Interestingly, however, that success of Valheim and what it means for the genre isn’t something that investors necessarily understand. “I would say publishers and investors have learned nothing at all; all they’ve learned is that they missed out on Valheim,” Hall said.

“I guarantee you that none of them would have greenlit Valheim, never in a million years, other than smaller ones and stuff like that. They’re only capable of picking up on it afterwards. And this is, I think, the great challenge our industry faces. Early Access looked like it might help us with that by allowing customers, who are the only ones that matter. What I think, what you think; we’re just along for the ride. It’s the customers who decide whether something’s validated or not.
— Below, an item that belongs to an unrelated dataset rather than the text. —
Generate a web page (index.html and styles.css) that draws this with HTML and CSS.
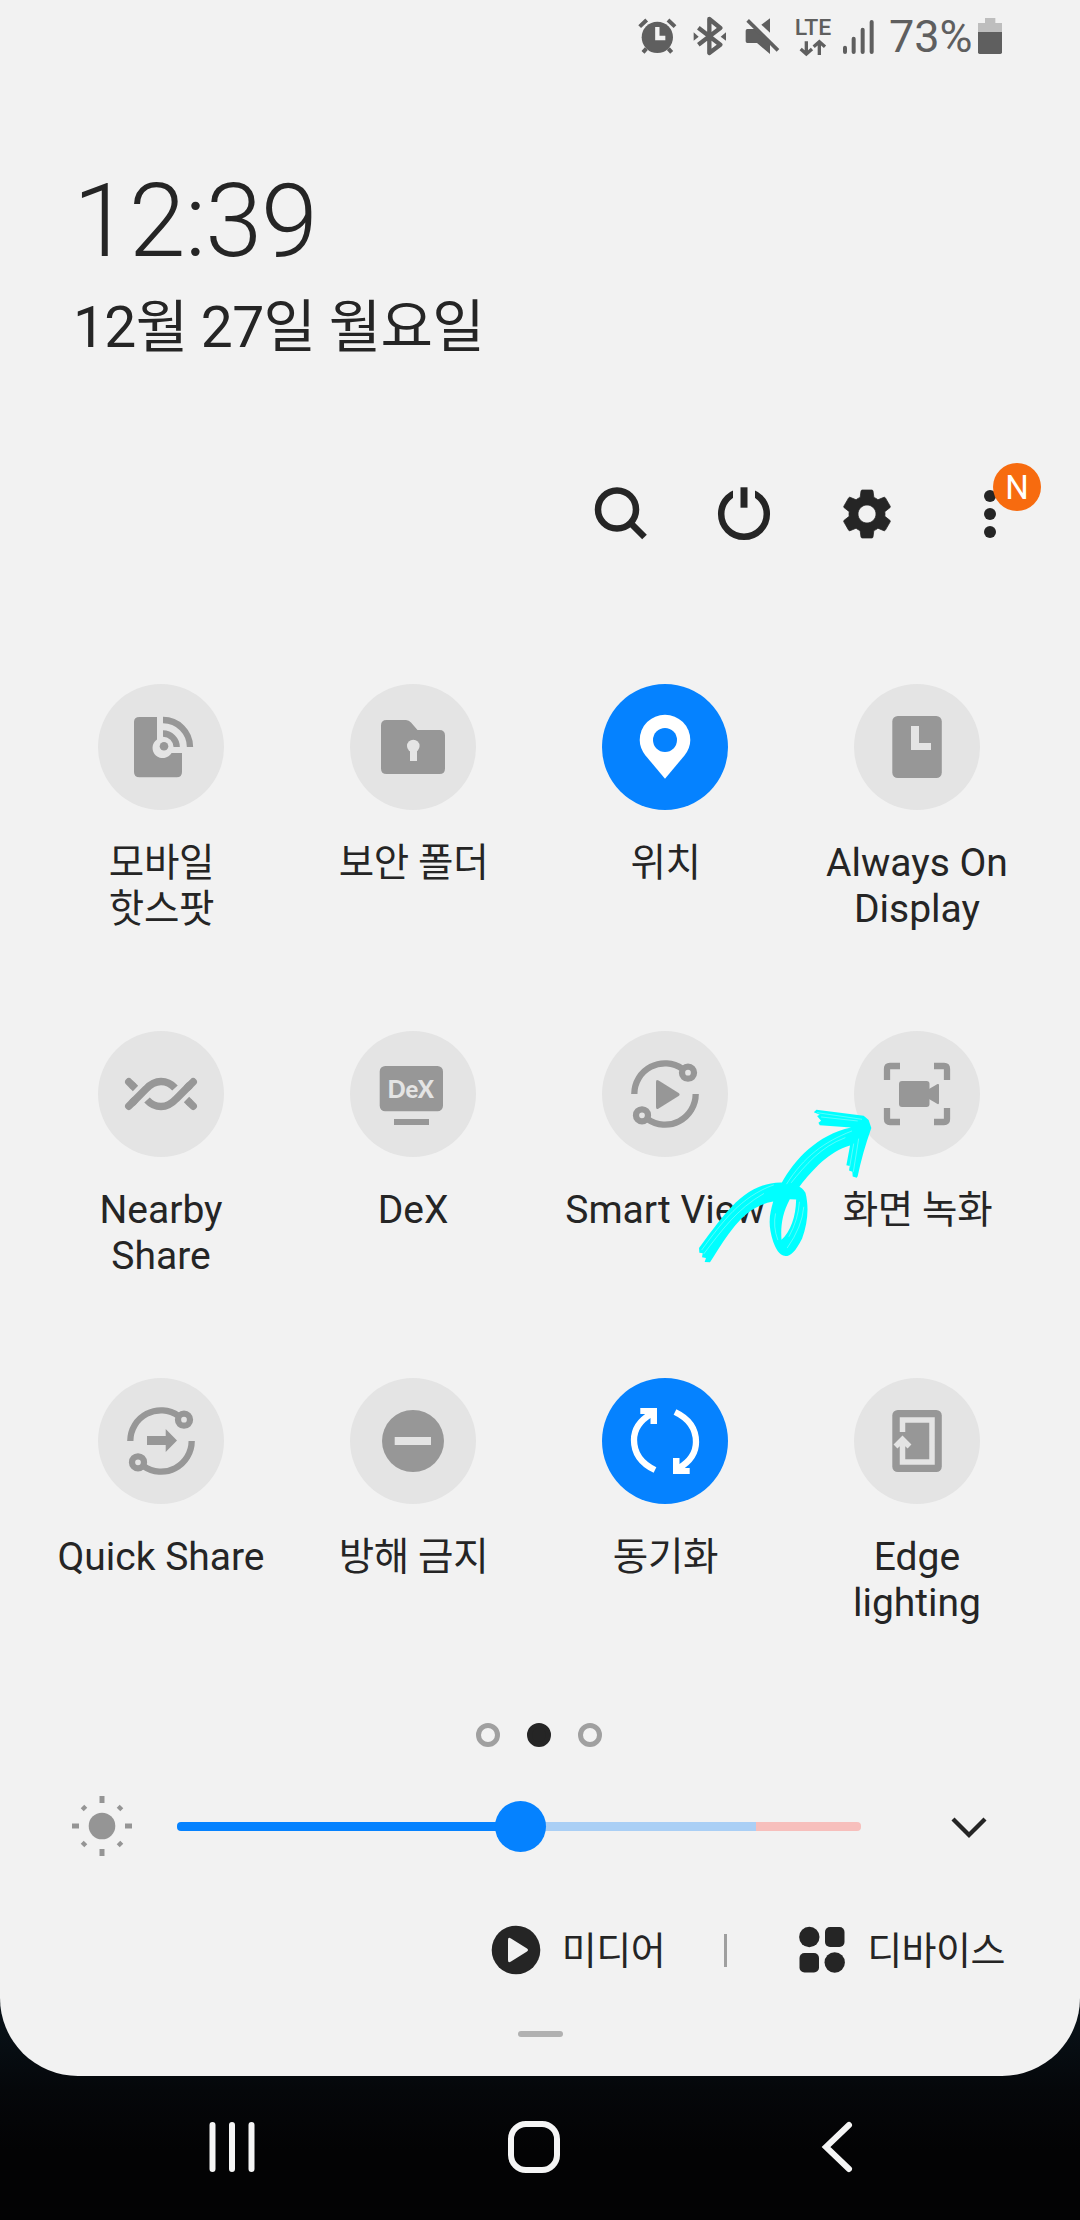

“I don’t know what the answer is. I hope it’s us as developers pushing and accepting some failures along the way — of which I’ve had plenty — to try and find the right answer. We have to continue pushing and doing things that are different, and I hope when people look at Icarus, they say, ‘Hey, they’re trying something different here.’ And I’m really proud of that. But unfortunately, investors and publishers will not draw the correct conclusions from Valheim, which is: Hey, we should be looking at the games that are made, looking for the things that are resonating, and coming up with new ways to deliver them. I feel like everyone’s going, yeah, Valheim was an obvious idea. It wasn’t. Those guys really pushed out on the edge, and full credit to them. That was 5 people who pushed out this vision of a game that I bet you publishers wouldn’t really touch. And it’s those 5 people who drove stuff forward.”